[Saved entries]
*-*-*

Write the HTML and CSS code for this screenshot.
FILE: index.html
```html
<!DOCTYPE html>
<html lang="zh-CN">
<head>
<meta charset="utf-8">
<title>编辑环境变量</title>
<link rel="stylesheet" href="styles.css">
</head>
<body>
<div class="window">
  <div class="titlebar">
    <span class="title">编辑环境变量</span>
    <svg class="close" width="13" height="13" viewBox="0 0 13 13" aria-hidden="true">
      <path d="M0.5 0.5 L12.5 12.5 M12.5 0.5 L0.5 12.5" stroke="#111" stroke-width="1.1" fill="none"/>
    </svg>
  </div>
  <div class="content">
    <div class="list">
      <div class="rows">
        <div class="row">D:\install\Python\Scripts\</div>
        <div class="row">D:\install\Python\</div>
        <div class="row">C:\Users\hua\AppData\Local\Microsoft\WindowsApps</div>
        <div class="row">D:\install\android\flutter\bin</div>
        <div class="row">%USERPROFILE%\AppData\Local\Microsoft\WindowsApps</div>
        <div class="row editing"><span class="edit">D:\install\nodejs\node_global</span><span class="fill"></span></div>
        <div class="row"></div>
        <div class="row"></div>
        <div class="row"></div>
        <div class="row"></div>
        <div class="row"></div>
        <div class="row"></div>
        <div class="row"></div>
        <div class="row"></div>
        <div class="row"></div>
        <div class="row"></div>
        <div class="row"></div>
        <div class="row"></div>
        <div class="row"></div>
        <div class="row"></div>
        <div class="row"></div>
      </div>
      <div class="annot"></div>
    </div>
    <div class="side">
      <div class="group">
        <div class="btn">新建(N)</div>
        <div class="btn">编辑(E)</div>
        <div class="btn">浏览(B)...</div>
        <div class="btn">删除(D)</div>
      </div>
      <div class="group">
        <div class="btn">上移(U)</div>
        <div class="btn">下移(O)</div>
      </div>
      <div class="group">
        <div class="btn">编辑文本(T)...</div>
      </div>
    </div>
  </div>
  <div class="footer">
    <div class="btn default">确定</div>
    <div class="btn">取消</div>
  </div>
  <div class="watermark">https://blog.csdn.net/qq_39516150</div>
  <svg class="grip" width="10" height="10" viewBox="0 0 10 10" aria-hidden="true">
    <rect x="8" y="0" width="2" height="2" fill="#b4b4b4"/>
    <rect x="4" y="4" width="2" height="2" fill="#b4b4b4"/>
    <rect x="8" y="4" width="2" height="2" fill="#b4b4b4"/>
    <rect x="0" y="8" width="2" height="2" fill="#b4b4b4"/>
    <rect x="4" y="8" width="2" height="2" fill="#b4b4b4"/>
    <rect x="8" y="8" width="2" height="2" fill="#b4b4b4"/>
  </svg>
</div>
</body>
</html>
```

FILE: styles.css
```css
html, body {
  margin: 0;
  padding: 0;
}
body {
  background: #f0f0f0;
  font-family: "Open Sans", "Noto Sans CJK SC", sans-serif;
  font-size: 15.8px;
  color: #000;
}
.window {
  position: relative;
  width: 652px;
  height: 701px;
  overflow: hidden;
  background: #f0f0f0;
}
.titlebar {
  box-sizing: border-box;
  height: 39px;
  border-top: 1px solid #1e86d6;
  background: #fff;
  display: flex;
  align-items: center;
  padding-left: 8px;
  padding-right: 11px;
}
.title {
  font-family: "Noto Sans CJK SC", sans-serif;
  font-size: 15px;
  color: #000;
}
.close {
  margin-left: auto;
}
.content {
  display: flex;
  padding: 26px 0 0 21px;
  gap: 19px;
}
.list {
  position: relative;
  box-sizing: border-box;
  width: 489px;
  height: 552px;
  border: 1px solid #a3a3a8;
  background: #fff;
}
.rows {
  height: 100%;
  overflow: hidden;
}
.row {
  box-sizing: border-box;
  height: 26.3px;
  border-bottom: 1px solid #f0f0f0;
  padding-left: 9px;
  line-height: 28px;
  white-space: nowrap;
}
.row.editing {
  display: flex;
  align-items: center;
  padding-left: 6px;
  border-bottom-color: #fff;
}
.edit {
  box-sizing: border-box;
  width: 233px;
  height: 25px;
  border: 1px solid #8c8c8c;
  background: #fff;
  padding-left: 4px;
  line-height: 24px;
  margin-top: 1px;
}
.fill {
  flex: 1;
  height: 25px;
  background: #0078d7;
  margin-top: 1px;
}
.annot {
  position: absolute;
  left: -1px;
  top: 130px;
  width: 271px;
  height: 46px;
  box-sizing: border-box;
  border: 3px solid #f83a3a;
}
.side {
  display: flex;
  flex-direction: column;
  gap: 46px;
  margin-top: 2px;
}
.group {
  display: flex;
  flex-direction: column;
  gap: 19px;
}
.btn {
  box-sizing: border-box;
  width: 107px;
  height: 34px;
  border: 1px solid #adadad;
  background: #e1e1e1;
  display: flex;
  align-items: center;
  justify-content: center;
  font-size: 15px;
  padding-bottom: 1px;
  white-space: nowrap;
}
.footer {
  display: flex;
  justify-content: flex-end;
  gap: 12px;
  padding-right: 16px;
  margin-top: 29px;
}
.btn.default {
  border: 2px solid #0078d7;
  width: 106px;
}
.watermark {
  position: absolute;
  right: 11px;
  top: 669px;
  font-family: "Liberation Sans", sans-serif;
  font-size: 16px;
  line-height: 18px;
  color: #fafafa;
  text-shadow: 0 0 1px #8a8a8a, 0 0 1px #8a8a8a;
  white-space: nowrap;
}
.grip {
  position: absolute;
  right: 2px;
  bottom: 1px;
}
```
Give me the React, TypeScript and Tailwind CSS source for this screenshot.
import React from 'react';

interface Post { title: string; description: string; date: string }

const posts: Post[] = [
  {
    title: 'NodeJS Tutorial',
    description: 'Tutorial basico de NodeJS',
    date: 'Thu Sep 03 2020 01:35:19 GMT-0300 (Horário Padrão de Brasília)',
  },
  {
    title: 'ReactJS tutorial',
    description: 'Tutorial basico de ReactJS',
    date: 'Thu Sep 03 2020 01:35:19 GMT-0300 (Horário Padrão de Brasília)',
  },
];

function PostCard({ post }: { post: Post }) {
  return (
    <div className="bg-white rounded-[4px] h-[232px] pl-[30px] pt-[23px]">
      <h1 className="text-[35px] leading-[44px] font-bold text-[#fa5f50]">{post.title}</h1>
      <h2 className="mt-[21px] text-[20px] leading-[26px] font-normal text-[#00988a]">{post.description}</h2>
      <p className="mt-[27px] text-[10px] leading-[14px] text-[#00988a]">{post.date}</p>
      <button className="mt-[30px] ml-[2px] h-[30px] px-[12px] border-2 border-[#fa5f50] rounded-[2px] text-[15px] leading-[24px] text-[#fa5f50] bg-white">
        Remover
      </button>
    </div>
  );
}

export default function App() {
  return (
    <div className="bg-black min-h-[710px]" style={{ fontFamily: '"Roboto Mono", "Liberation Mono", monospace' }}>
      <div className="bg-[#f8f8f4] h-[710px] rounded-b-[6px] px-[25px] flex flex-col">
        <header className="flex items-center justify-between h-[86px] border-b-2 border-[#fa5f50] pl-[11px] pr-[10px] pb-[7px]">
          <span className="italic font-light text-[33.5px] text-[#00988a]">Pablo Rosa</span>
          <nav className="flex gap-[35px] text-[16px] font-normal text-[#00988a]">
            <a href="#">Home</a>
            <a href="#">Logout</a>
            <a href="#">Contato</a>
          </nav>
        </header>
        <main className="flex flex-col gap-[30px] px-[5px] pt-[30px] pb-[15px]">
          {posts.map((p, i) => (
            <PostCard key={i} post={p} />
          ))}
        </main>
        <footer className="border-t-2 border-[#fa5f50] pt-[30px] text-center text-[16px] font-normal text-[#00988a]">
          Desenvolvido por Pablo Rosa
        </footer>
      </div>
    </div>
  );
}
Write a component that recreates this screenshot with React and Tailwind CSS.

*-*-*

Repeat every line of the material exactly as given.

Write the HTML and CSS code for this screenshot.
FILE: index.html
```html
<!DOCTYPE html>
<html lang="zh-CN">
<head>
<meta charset="utf-8">
<title>编辑环境变量</title>
<link rel="stylesheet" href="styles.css">
</head>
<body>
<div class="window">
  <div class="titlebar">
    <span class="title">编辑环境变量</span>
    <svg class="close" width="13" height="13" viewBox="0 0 13 13" aria-hidden="true">
      <path d="M0.5 0.5 L12.5 12.5 M12.5 0.5 L0.5 12.5" stroke="#111" stroke-width="1.1" fill="none"/>
    </svg>
  </div>
  <div class="content">
    <div class="list">
      <div class="rows">
        <div class="row">D:\install\Python\Scripts\</div>
        <div class="row">D:\install\Python\</div>
        <div class="row">C:\Users\hua\AppData\Local\Microsoft\WindowsApps</div>
        <div class="row">D:\install\android\flutter\bin</div>
        <div class="row">%USERPROFILE%\AppData\Local\Microsoft\WindowsApps</div>
        <div class="row editing"><span class="edit">D:\install\nodejs\node_global</span><span class="fill"></span></div>
        <div class="row"></div>
        <div class="row"></div>
        <div class="row"></div>
        <div class="row"></div>
        <div class="row"></div>
        <div class="row"></div>
        <div class="row"></div>
        <div class="row"></div>
        <div class="row"></div>
        <div class="row"></div>
        <div class="row"></div>
        <div class="row"></div>
        <div class="row"></div>
        <div class="row"></div>
        <div class="row"></div>
      </div>
      <div class="annot"></div>
    </div>
    <div class="side">
      <div class="group">
        <div class="btn">新建(N)</div>
        <div class="btn">编辑(E)</div>
        <div class="btn">浏览(B)...</div>
        <div class="btn">删除(D)</div>
      </div>
      <div class="group">
        <div class="btn">上移(U)</div>
        <div class="btn">下移(O)</div>
      </div>
      <div class="group">
        <div class="btn">编辑文本(T)...</div>
      </div>
    </div>
  </div>
  <div class="footer">
    <div class="btn default">确定</div>
    <div class="btn">取消</div>
  </div>
  <div class="watermark">https://blog.csdn.net/qq_39516150</div>
  <svg class="grip" width="10" height="10" viewBox="0 0 10 10" aria-hidden="true">
    <rect x="8" y="0" width="2" height="2" fill="#b4b4b4"/>
    <rect x="4" y="4" width="2" height="2" fill="#b4b4b4"/>
    <rect x="8" y="4" width="2" height="2" fill="#b4b4b4"/>
    <rect x="0" y="8" width="2" height="2" fill="#b4b4b4"/>
    <rect x="4" y="8" width="2" height="2" fill="#b4b4b4"/>
    <rect x="8" y="8" width="2" height="2" fill="#b4b4b4"/>
  </svg>
</div>
</body>
</html>
```

FILE: styles.css
```css
html, body {
  margin: 0;
  padding: 0;
}
body {
  background: #f0f0f0;
  font-family: "Open Sans", "Noto Sans CJK SC", sans-serif;
  font-size: 15.8px;
  color: #000;
}
.window {
  position: relative;
  width: 652px;
  height: 701px;
  overflow: hidden;
  background: #f0f0f0;
}
.titlebar {
  box-sizing: border-box;
  height: 39px;
  border-top: 1px solid #1e86d6;
  background: #fff;
  display: flex;
  align-items: center;
  padding-left: 8px;
  padding-right: 11px;
}
.title {
  font-family: "Noto Sans CJK SC", sans-serif;
  font-size: 15px;
  color: #000;
}
.close {
  margin-left: auto;
}
.content {
  display: flex;
  padding: 26px 0 0 21px;
  gap: 19px;
}
.list {
  position: relative;
  box-sizing: border-box;
  width: 489px;
  height: 552px;
  border: 1px solid #a3a3a8;
  background: #fff;
}
.rows {
  height: 100%;
  overflow: hidden;
}
.row {
  box-sizing: border-box;
  height: 26.3px;
  border-bottom: 1px solid #f0f0f0;
  padding-left: 9px;
  line-height: 28px;
  white-space: nowrap;
}
.row.editing {
  display: flex;
  align-items: center;
  padding-left: 6px;
  border-bottom-color: #fff;
}
.edit {
  box-sizing: border-box;
  width: 233px;
  height: 25px;
  border: 1px solid #8c8c8c;
  background: #fff;
  padding-left: 4px;
  line-height: 24px;
  margin-top: 1px;
}
.fill {
  flex: 1;
  height: 25px;
  background: #0078d7;
  margin-top: 1px;
}
.annot {
  position: absolute;
  left: -1px;
  top: 130px;
  width: 271px;
  height: 46px;
  box-sizing: border-box;
  border: 3px solid #f83a3a;
}
.side {
  display: flex;
  flex-direction: column;
  gap: 46px;
  margin-top: 2px;
}
.group {
  display: flex;
  flex-direction: column;
  gap: 19px;
}
.btn {
  box-sizing: border-box;
  width: 107px;
  height: 34px;
  border: 1px solid #adadad;
  background: #e1e1e1;
  display: flex;
  align-items: center;
  justify-content: center;
  font-size: 15px;
  padding-bottom: 1px;
  white-space: nowrap;
}
.footer {
  display: flex;
  justify-content: flex-end;
  gap: 12px;
  padding-right: 16px;
  margin-top: 29px;
}
.btn.default {
  border: 2px solid #0078d7;
  width: 106px;
}
.watermark {
  position: absolute;
  right: 11px;
  top: 669px;
  font-family: "Liberation Sans", sans-serif;
  font-size: 16px;
  line-height: 18px;
  color: #fafafa;
  text-shadow: 0 0 1px #8a8a8a, 0 0 1px #8a8a8a;
  white-space: nowrap;
}
.grip {
  position: absolute;
  right: 2px;
  bottom: 1px;
}
```
Give me the React, TypeScript and Tailwind CSS source for this screenshot.
import React from 'react';

interface Post { title: string; description: string; date: string }

const posts: Post[] = [
  {
    title: 'NodeJS Tutorial',
    description: 'Tutorial basico de NodeJS',
    date: 'Thu Sep 03 2020 01:35:19 GMT-0300 (Horário Padrão de Brasília)',
  },
  {
    title: 'ReactJS tutorial',
    description: 'Tutorial basico de ReactJS',
    date: 'Thu Sep 03 2020 01:35:19 GMT-0300 (Horário Padrão de Brasília)',
  },
];

function PostCard({ post }: { post: Post }) {
  return (
    <div className="bg-white rounded-[4px] h-[232px] pl-[30px] pt-[23px]">
      <h1 className="text-[35px] leading-[44px] font-bold text-[#fa5f50]">{post.title}</h1>
      <h2 className="mt-[21px] text-[20px] leading-[26px] font-normal text-[#00988a]">{post.description}</h2>
      <p className="mt-[27px] text-[10px] leading-[14px] text-[#00988a]">{post.date}</p>
      <button className="mt-[30px] ml-[2px] h-[30px] px-[12px] border-2 border-[#fa5f50] rounded-[2px] text-[15px] leading-[24px] text-[#fa5f50] bg-white">
        Remover
      </button>
    </div>
  );
}

export default function App() {
  return (
    <div className="bg-black min-h-[710px]" style={{ fontFamily: '"Roboto Mono", "Liberation Mono", monospace' }}>
      <div className="bg-[#f8f8f4] h-[710px] rounded-b-[6px] px-[25px] flex flex-col">
        <header className="flex items-center justify-between h-[86px] border-b-2 border-[#fa5f50] pl-[11px] pr-[10px] pb-[7px]">
          <span className="italic font-light text-[33.5px] text-[#00988a]">Pablo Rosa</span>
          <nav className="flex gap-[35px] text-[16px] font-normal text-[#00988a]">
            <a href="#">Home</a>
            <a href="#">Logout</a>
            <a href="#">Contato</a>
          </nav>
        </header>
        <main className="flex flex-col gap-[30px] px-[5px] pt-[30px] pb-[15px]">
          {posts.map((p, i) => (
            <PostCard key={i} post={p} />
          ))}
        </main>
        <footer className="border-t-2 border-[#fa5f50] pt-[30px] text-center text-[16px] font-normal text-[#00988a]">
          Desenvolvido por Pablo Rosa
        </footer>
      </div>
    </div>
  );
}
Write a component that recreates this screenshot with React and Tailwind CSS.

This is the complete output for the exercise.